→ YOUR OBJECTIVE
Would you transcribe the listing that follows, character for character, and omit its images?

>> Start PROVIDED MATERIAL

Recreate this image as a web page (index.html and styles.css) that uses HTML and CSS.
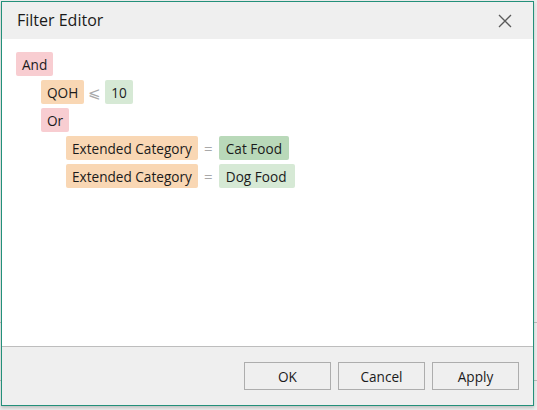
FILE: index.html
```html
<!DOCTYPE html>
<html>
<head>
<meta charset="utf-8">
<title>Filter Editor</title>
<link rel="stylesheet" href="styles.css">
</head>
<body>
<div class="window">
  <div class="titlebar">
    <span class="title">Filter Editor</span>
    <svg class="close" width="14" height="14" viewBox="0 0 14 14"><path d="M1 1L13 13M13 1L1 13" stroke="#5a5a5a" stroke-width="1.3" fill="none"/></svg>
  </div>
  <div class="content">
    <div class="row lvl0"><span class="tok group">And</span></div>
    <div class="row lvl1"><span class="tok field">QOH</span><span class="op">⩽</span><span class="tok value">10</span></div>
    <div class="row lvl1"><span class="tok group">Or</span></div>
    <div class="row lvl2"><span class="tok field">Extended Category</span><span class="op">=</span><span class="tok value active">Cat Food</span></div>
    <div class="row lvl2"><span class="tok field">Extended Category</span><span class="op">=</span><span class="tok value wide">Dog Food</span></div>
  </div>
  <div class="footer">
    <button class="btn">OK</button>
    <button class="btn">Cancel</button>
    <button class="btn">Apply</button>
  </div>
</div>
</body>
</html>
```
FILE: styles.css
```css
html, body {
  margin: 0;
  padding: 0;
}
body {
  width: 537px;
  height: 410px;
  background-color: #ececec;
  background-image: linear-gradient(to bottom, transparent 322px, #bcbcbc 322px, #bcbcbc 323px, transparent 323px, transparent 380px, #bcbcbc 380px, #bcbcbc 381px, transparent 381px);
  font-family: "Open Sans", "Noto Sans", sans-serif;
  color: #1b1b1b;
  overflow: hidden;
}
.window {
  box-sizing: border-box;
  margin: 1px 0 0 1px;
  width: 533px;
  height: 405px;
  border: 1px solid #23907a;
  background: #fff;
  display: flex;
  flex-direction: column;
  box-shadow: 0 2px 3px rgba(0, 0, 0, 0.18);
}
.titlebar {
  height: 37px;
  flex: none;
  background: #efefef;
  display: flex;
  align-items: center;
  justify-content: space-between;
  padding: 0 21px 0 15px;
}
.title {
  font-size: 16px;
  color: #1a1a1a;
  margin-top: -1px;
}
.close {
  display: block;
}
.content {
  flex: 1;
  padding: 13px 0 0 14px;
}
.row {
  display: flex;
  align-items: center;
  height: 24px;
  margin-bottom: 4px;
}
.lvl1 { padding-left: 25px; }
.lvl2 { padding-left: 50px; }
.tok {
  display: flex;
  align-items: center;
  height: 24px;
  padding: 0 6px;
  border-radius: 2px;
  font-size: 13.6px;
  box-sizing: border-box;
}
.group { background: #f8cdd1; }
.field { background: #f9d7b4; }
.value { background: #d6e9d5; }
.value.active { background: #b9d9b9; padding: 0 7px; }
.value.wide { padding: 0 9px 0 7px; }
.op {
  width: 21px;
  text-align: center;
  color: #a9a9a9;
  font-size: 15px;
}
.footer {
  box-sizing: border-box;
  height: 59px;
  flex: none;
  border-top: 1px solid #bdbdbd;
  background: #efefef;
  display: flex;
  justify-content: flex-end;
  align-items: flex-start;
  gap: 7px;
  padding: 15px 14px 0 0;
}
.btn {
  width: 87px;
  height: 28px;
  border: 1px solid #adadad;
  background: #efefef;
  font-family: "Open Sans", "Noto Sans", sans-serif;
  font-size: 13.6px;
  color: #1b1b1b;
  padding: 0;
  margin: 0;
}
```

>> End PROVIDED MATERIAL

→ ANSWER TO THIS PROBLEM
Recreate this image as a web page (index.html and styles.css) that uses HTML and CSS.
FILE: index.html
```html
<!DOCTYPE html>
<html>
<head>
<meta charset="utf-8">
<title>Filter Editor</title>
<link rel="stylesheet" href="styles.css">
</head>
<body>
<div class="window">
  <div class="titlebar">
    <span class="title">Filter Editor</span>
    <svg class="close" width="14" height="14" viewBox="0 0 14 14"><path d="M1 1L13 13M13 1L1 13" stroke="#5a5a5a" stroke-width="1.3" fill="none"/></svg>
  </div>
  <div class="content">
    <div class="row lvl0"><span class="tok group">And</span></div>
    <div class="row lvl1"><span class="tok field">QOH</span><span class="op">⩽</span><span class="tok value">10</span></div>
    <div class="row lvl1"><span class="tok group">Or</span></div>
    <div class="row lvl2"><span class="tok field">Extended Category</span><span class="op">=</span><span class="tok value active">Cat Food</span></div>
    <div class="row lvl2"><span class="tok field">Extended Category</span><span class="op">=</span><span class="tok value wide">Dog Food</span></div>
  </div>
  <div class="footer">
    <button class="btn">OK</button>
    <button class="btn">Cancel</button>
    <button class="btn">Apply</button>
  </div>
</div>
</body>
</html>
```
FILE: styles.css
```css
html, body {
  margin: 0;
  padding: 0;
}
body {
  width: 537px;
  height: 410px;
  background-color: #ececec;
  background-image: linear-gradient(to bottom, transparent 322px, #bcbcbc 322px, #bcbcbc 323px, transparent 323px, transparent 380px, #bcbcbc 380px, #bcbcbc 381px, transparent 381px);
  font-family: "Open Sans", "Noto Sans", sans-serif;
  color: #1b1b1b;
  overflow: hidden;
}
.window {
  box-sizing: border-box;
  margin: 1px 0 0 1px;
  width: 533px;
  height: 405px;
  border: 1px solid #23907a;
  background: #fff;
  display: flex;
  flex-direction: column;
  box-shadow: 0 2px 3px rgba(0, 0, 0, 0.18);
}
.titlebar {
  height: 37px;
  flex: none;
  background: #efefef;
  display: flex;
  align-items: center;
  justify-content: space-between;
  padding: 0 21px 0 15px;
}
.title {
  font-size: 16px;
  color: #1a1a1a;
  margin-top: -1px;
}
.close {
  display: block;
}
.content {
  flex: 1;
  padding: 13px 0 0 14px;
}
.row {
  display: flex;
  align-items: center;
  height: 24px;
  margin-bottom: 4px;
}
.lvl1 { padding-left: 25px; }
.lvl2 { padding-left: 50px; }
.tok {
  display: flex;
  align-items: center;
  height: 24px;
  padding: 0 6px;
  border-radius: 2px;
  font-size: 13.6px;
  box-sizing: border-box;
}
.group { background: #f8cdd1; }
.field { background: #f9d7b4; }
.value { background: #d6e9d5; }
.value.active { background: #b9d9b9; padding: 0 7px; }
.value.wide { padding: 0 9px 0 7px; }
.op {
  width: 21px;
  text-align: center;
  color: #a9a9a9;
  font-size: 15px;
}
.footer {
  box-sizing: border-box;
  height: 59px;
  flex: none;
  border-top: 1px solid #bdbdbd;
  background: #efefef;
  display: flex;
  justify-content: flex-end;
  align-items: flex-start;
  gap: 7px;
  padding: 15px 14px 0 0;
}
.btn {
  width: 87px;
  height: 28px;
  border: 1px solid #adadad;
  background: #efefef;
  font-family: "Open Sans", "Noto Sans", sans-serif;
  font-size: 13.6px;
  color: #1b1b1b;
  padding: 0;
  margin: 0;
}
```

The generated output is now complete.